Whoso sheddeth man’s blood, by man shall his blood be shed: for in the image of God made he man.

This is completely different from pre-flood God. After killing his brother, Cain is cursed forever, but God promises worse for anyone who tries to kill Cain. Now, God is no less than giving full permission for humans to engage in capital punishment. Not only is God giving humans more responsibility for their own actions, he’s giving them more responsibility for other people’s actions as well.

After some time, we get to see the first test of this new policy. One day, Noah (remember, God’s favorite who can apparently do no wrong) became drunk and was “uncovered within his tent” (9:21). There aren’t a lot of good competitors, but that has to be my favorite line: it encapsulates the downfall of God’s chosen in just one sentence. Bam.

Ham, the father of Canaan, saw the nakedness of his father, and told his two brethren without. (9:22)

Now, I’ll be the first to say that it’s completely embarrassing to walk in on one’s parent when they’re naked. But, just when a bit of context would be important, we get none. Was it accidental? Why did Ham tell his brothers about Noah’s nakedness instead of just slowly backing out the door (which is what I would have done)?

Because of Shem and Japheth’s reaction to this – covering their father in a highly intricate manner so as to avoid seeing their his nakedness – one can assume that seeing his father’s nakedness was the real crime, alluding to Adam and Eve’s realization in the Garden after eating the forbidden fruit.

But Noah could easily be just as embarrassed that his son had to go tell everyone that Noah, God’s favorite, acted in such a way. His crime & punishment are symbolically linked: just as Noah became drunk off the own wine of his vineyard, he is similarly betrayed by one of his sons. So this combination of factors would sting especially deep.

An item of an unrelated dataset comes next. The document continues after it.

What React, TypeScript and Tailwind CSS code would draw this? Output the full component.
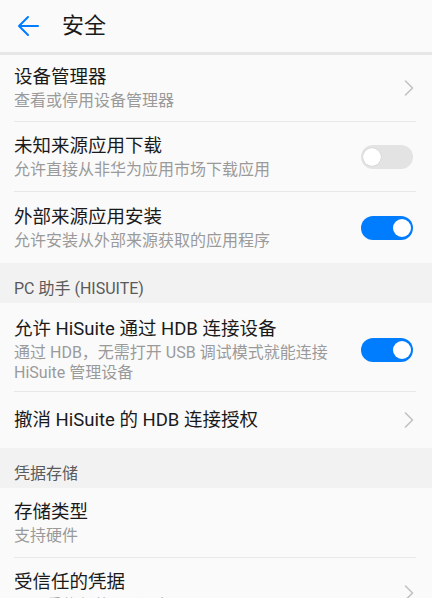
import React from "react";

const font = { fontFamily: 'Roboto, "Noto Sans CJK SC", sans-serif' };

function Chevron() {
  return (
    <svg width="10" height="16" viewBox="0 0 10 16" className="shrink-0 mr-[2px]">
      <polyline points="1.5,1 8.5,8 1.5,15" fill="none" stroke="#c2c2c2" strokeWidth="1.6" strokeLinecap="round" strokeLinejoin="round" />
    </svg>
  );
}

function Toggle({ on }: { on: boolean }) {
  return (
    <div
      className={`relative mr-[3px] w-[52px] h-[24px] rounded-full shrink-0 ${on ? "bg-[#007dff]" : "bg-[#e3e3e3]"}`}
    >
      <div
        className={`absolute top-[3px] w-[18px] h-[18px] rounded-full bg-white ${on ? "right-[2px]" : "left-[2px] shadow-[0_0_1px_rgba(0,0,0,0.25)]"}`}
      />
    </div>
  );
}

function Row({
  title,
  sub,
  right,
  h,
  border = true,
  extra = "",
}: {
  title: string;
  sub?: React.ReactNode;
  right: React.ReactNode;
  h: string;
  border?: boolean;
  extra?: string;
}) {
  return (
    <div className="pl-[14px] pr-[16px]">
      <div className={`flex items-center ${h} ${extra} ${border ? "border-b border-[#e8e8e8]" : ""}`}>
        <div className="flex-1 min-w-0 pr-[14px]">
          <div className="text-[18.5px] leading-[24px] text-[#1a1a1a]">{title}</div>
          {sub && <div className="mt-[2px] text-[16px] leading-[20px] text-[#9a9a9a]">{sub}</div>}
        </div>
        <div className="flex items-center justify-end">{right}</div>
      </div>
    </div>
  );
}

function Section({ label }: { label: string }) {
  return (
    <div className="h-[40px] bg-[#f2f2f2] pl-[14px] pt-[16px] text-[16px] leading-[20px] text-[#5a5a5a]">
      {label}
    </div>
  );
}

export default function App() {
  return (
    <div className="w-[432px] h-[598px] overflow-hidden bg-[#fafafa]" style={font}>
      <div className="h-[52px] flex items-center">
        <svg width="24" height="24" viewBox="0 0 24 24" className="ml-[16px]">
          <path d="M22 12H3M12 3L3 12l9 9" fill="none" stroke="#007dff" strokeWidth="2" strokeLinecap="round" strokeLinejoin="round" />
        </svg>
        <div className="ml-[22px] text-[22px] leading-[28px] text-[#1a1a1a]">安全</div>
      </div>
      <div className="h-[3px] bg-[#e6e6e6]" />
      <Row h="h-[67px]" title="设备管理器" sub="查看或停用设备管理器" right={<Chevron />} />
      <Row h="h-[70px]" title="未知来源应用下载" sub="允许直接从非华为应用市场下载应用" right={<Toggle on={false} />} />
      <Row h="h-[71px]" border={false} title="外部来源应用安装" sub="允许安装从外部来源获取的应用程序" right={<Toggle on={true} />} />
      <Section label="PC 助手 (HISUITE)" />
      <Row
        h="h-[89px]"
        extra="pt-[6px]"
        title="允许 HiSuite 通过 HDB 连接设备"
        sub="通过 HDB，无需打开 USB 调试模式就能连接 HiSuite 管理设备"
        right={<Toggle on={true} />}
      />
      <Row h="h-[56px]" border={false} title="撤消 HiSuite 的 HDB 连接授权" right={<Chevron />} />
      <Section label="凭据存储" />
      <Row h="h-[70px]" title="存储类型" sub="支持硬件" right={<span />} />
      <Row h="h-[70px]" title="受信任的凭据" sub="显示受信任的 CA 证书" right={<Chevron />} />
    </div>
  );
}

Whether or not Noah truly was at fault – he was the one who was drunk and naked, after all – doesn’t seem to matter, for he curses Ham’s son Canaan to be a “servant of servants…unto his brethren” (9:25). Some may find it odd that Ham’s son was punished instead of Ham himself, but I interpreted that as a continuation of a major theme: that heritage is critically important in determining status, culture, and other important characteristics. (In other words, you’re suffering because way back when your ancestor pissed off someone important.) For better or for worse, your actions reflect onto your progeny.

What I find most fascinating about the end of this chapter is the lack of response from God. But again, Noah is free to curse Canaan, because God gave him (and his fellow man) the power to do so as per the post-flood doctrine. The lack of detail about God’s reaction could be interpreted as a parallel to God’s new ‘backseat’ approach. But I still find myself wondering what God thinks of all this. Would he have cursed Canaan, too?

Honestly, guys, God is the most interesting character in this book so far. He’s had a ton of character development already, and we’re only 1% of the way through the book.